- [WHAT THE TASK ASKS]:
Review the material line by line. Identify and copy every line that contains the string "index".

- [SUPPLIED INFORMATION]:
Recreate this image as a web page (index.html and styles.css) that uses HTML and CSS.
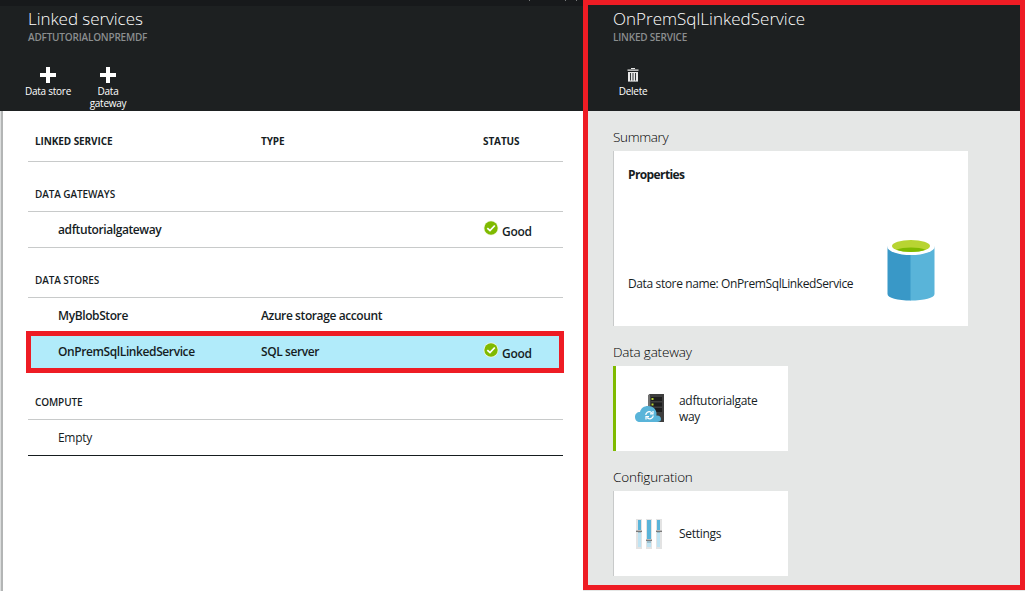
FILE: index.html
```html
<!DOCTYPE html>
<html lang="en">
<head>
<meta charset="utf-8">
<title>Linked services</title>
<link rel="stylesheet" href="styles.css">
</head>
<body>
<svg class="defs" width="0" height="0" aria-hidden="true">
  <symbol id="good" viewBox="0 0 16 16">
    <circle cx="8" cy="8" r="7.5" fill="#f1f8df"/>
    <circle cx="8" cy="8" r="6.7" fill="#7fba00"/>
    <path d="M4.3 8.1 7 10.6 11.8 5.5" fill="none" stroke="#fff" stroke-width="1.8"/>
  </symbol>
  <symbol id="plus" viewBox="0 0 16 16">
    <path d="M6 0h4v6h6v4h-6v6H6v-6H0V6h6z" fill="#fff"/>
  </symbol>
</svg>
<div class="portal">
  <section class="blade list-blade">
    <header class="head">
      <svg class="strip" width="60" height="2" viewBox="0 0 60 2"><path d="M6 0h1v1H6zM42 0h1v1h-1zM53 0h1v1h-1z" fill="#77797a"/></svg>
      <h1 class="title t-list">Linked services</h1>
      <p class="subtitle s-list">ADFTUTORIALONPREMDF</p>
      <nav class="commands">
        <a class="command"><svg class="plus"><use href="#plus"/></svg><span>Data store</span></a>
        <a class="command"><svg class="plus"><use href="#plus"/></svg><span>Data<br>gateway</span></a>
      </nav>
    </header>
    <div class="table">
      <div class="row columns"><span>LINKED SERVICE</span><span>TYPE</span><span>STATUS</span></div>
      <div class="group">DATA GATEWAYS</div>
      <div class="row item lined"><span>adftutorialgateway</span><span></span><span class="status"><svg><use href="#good"/></svg><b>Good</b></span></div>
      <div class="group">DATA STORES</div>
      <div class="row item"><span>MyBlobStore</span><span>Azure storage account</span><span></span></div>
      <div class="row item selected"><span class="selected-name">OnPremSqlLinkedService</span><span>SQL server</span><span class="status"><svg><use href="#good"/></svg><b>Good</b></span></div>
      <div class="group after-selected">COMPUTE</div>
      <div class="row item last"><span>Empty</span></div>
    </div>
  </section>
  <section class="blade detail-blade">
    <header class="head">
      <h1 class="title t-detail">OnPremSqlLinkedService</h1>
      <p class="subtitle s-detail">LINKED SERVICE</p>
      <nav class="commands">
        <a class="command"><svg class="trash" viewBox="0 0 12 16"><path d="M4 1.5h4M.5 3.2h11" stroke="#e8e8e8" stroke-width="1.2"/><path d="M1 5h10v9.6H1z" fill="#e8e8e8"/><path d="M3.5 6v7.5M6 6v7.5M8.5 6v7.5" stroke="#34383a" stroke-width="1"/></svg><span>Delete</span></a>
      </nav>
    </header>
    <div class="content">
      <h2 class="label l-summary">Summary</h2>
      <div class="card summary">
        <div class="props"><h3>Properties</h3><p>Data store name: OnPremSqlLinkedService</p></div>
        <svg class="database" width="48" height="61" viewBox="0 0 48 61">
          <path d="M.5 6v48c0 4 10 6.500 23.500 6.500V6z" fill="#3998c7"/>
          <path d="M23.500 6v54.500C37 60.500 47.500 58 47.500 54V6z" fill="#59b4d9"/>
          <ellipse cx="24" cy="6.500" rx="23.800" ry="8.600" fill="#fff"/>
          <ellipse cx="24" cy="6" rx="19" ry="6" fill="#b8d432"/>
          <path d="M9.500 9.800Q15 7.500 24 7.500t14.500 2.300Q33 12 24 12T9.500 9.800z" fill="#7fba00"/>
        </svg>
      </div>
      <h2 class="label l-gateway">Data gateway</h2>
      <div class="card tile gateway">
        <svg width="30" height="30" viewBox="0 0 30 30">
          <path d="M14 0h15v28H14z" fill="#3e3e3e"/><path d="M13 1l2-1v28h-2z" fill="#707070"/>
          <path d="M16 3h11v4H16zM16 8.500h11v4H16zM16 14h11v4H16z" fill="#1e1e1e"/>
          <path d="M16.500 4h2v2h-2zM16.500 9.500h2v2h-2z" fill="#b8d432"/>
          <path d="M5 28C2 28 0 26 0 23s2-5 5-5c1-4 4-6 8-6 5 0 8 3 8.500 7 0 1 0 2-.2 2.500 3-.3 4.700 1.300 4.700 3.500S24.500 28 22 28z" fill="#59b4d9"/>
          <path d="M10.800 21c0-2 2-3.800 4.500-3.200l1.500 1M18 17v2.800h-3M18.200 21.500c0 2-2 3.800-4.500 3.200l-1.500-1M11 25.500v-2.800h3" fill="none" stroke="#fff" stroke-width="1.200"/>
        </svg>
        <span>adftutorialgate<br>way</span>
      </div>
      <h2 class="label l-config">Configuration</h2>
      <div class="card tile settings">
        <svg width="30" height="30" viewBox="0 0 30 30" shape-rendering="crispEdges">
          <path d="M0 0h6v30H0zM10 0h6v30h-6zM20 0h6v30h-6z" fill="#e3e3e3"/>
          <path d="M2 1h3v10H2zM11 1h4v19h-4zM21 1h3v10h-3z" fill="#59b4d9"/>
          <path d="M2 14h3v14H2zM11 24h4v4h-4zM21 14h3v14h-3z" fill="#bfe3f2"/>
          <path d="M0 11h6v1H0zM10 20h6v1h-6zM20 11h6v1h-6z" fill="#bbb"/>
          <path d="M0 12h6v1H0zM10 21h6v1h-6zM20 12h6v1h-6z" fill="#7a7a7a"/>
          <path d="M2 13h3v1H2zM11 22h4v2h-4zM21 13h3v1h-3z" fill="#9cbfce"/>
        </svg>
        <span class="settings-name">Settings</span>
      </div>
    </div>
  </section>
</div>
</body>
</html>
```
FILE: styles.css
```css
* { box-sizing: border-box; }
body, h1, h2, h3, p { margin: 0; }
body { width: 1025px; height: 591px; overflow: hidden; background: #e5e7e6; font: 12px/16px "Open Sans", "Noto Sans", sans-serif; color: #161d1f; }
.defs { display: block; }
.portal { display: grid; grid-template-columns: 583px 442px; }
.blade { min-width: 0; }
.list-blade { height: 591px; background: #fff; }
.list-blade .head { height: 111px; padding: 8px 0 0 28px; background: linear-gradient(#17191b 6px, #1d2021 6px); }
.detail-blade { height: 590px; border: 5px solid #ee1c24; background: #e5e7e6; }
.detail-blade .head { height: 106px; padding: 3px 0 0 25px; background: #1d2021; }
.head { position: relative; color: #fff; }
.strip { position: absolute; left: 523px; top: 0; }
.title { font-size: 17px; line-height: 22px; font-weight: 300; white-space: nowrap; }
.t-list { letter-spacing: -0.05px; }
.t-detail { letter-spacing: 0.02px; }
.subtitle { margin-top: 1px; font-size: 10px; line-height: 12px; font-weight: 600; color: #8b8e8f; letter-spacing: -0.2px; }
.s-detail { letter-spacing: -0.2px; }
.commands { display: flex; margin: 24px 0 0 -10px; }
.command { display: flex; flex-direction: column; align-items: center; width: 60px; font-size: 10px; line-height: 12px; text-align: center; letter-spacing: -0.25px; }
.plus { width: 16px; height: 16px; margin-bottom: 2px; }
.trash { width: 12px; height: 16px; margin-bottom: 2px; }
.table { height: 480px; padding: 0 20px 0 25px; border-left: 3px solid #b5b7b7; border-image: linear-gradient(90deg, #dcdede 1px, #b3b5b5 1px) 3; }
.row { display: grid; grid-template-columns: 225px 222px 1fr; align-items: center; }
.columns { height: 51px; padding: 9px 0 0 7px; border-bottom: 1px solid #c8caca; font-size: 10px; font-weight: 700; letter-spacing: -0.1px; }
.columns { grid-template-columns: 226px 222px 1fr; }
.group { height: 50px; padding: 24px 0 0 7px; border-bottom: 1px solid #c8caca; font-size: 10px; line-height: 16px; font-weight: 600; letter-spacing: -0.1px; }
.item { height: 36px; padding-left: 30px; grid-template-columns: 203px 222px 1fr; font-weight: 600; letter-spacing: -0.4px; }
.lined { border-bottom: 1px solid #c8caca; }
.status { display: flex; gap: 3px; letter-spacing: -0.25px; }
.status svg { width: 16px; height: 16px; margin-top: -1px; }
.status b { font-weight: 600; padding-top: 3px; }
.lined .status { padding-top: 2px; }
.selected { height: 42px; margin: -3px -1px 0 -2px; padding-left: 27px; border: 5px solid #ee1c24; background: #b1ebfa; }
.after-selected { height: 47px; padding-top: 21px; }
.last { border-bottom: 1px solid #161d1f; font-weight: 400; letter-spacing: -0.3px; }
.content { padding: 17px 0 0 25px; }
.label { height: 23px; font-size: 13.5px; line-height: 18px; font-weight: 300; color: #000; letter-spacing: -0.35px; }
.l-gateway, .l-config { letter-spacing: -0.2px; }
.card { background: #fff; border-left: 1px solid #c8caca; }
.summary { width: 355px; height: 175px; display: flex; justify-content: space-between; padding: 16px 33px 0 14px; margin-bottom: 17px; }
.props h3 { font-size: 12px; line-height: 16px; font-weight: 700; letter-spacing: -0.6px; }
.props p { margin-top: 93px; white-space: nowrap; letter-spacing: -0.38px; }
.database { margin-top: 73px; }
.tile { width: 175px; height: 85px; display: flex; align-items: center; gap: 13px; padding-left: 22px; letter-spacing: -0.3px; }
.gateway { border-left: 3px solid #7fba00; padding-left: 19px; gap: 14px; margin-bottom: 17px; }
```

- [SOLUTION TO THE EXERCISE]:
Recreate this image as a web page (index.html and styles.css) that uses HTML and CSS.
FILE: index.html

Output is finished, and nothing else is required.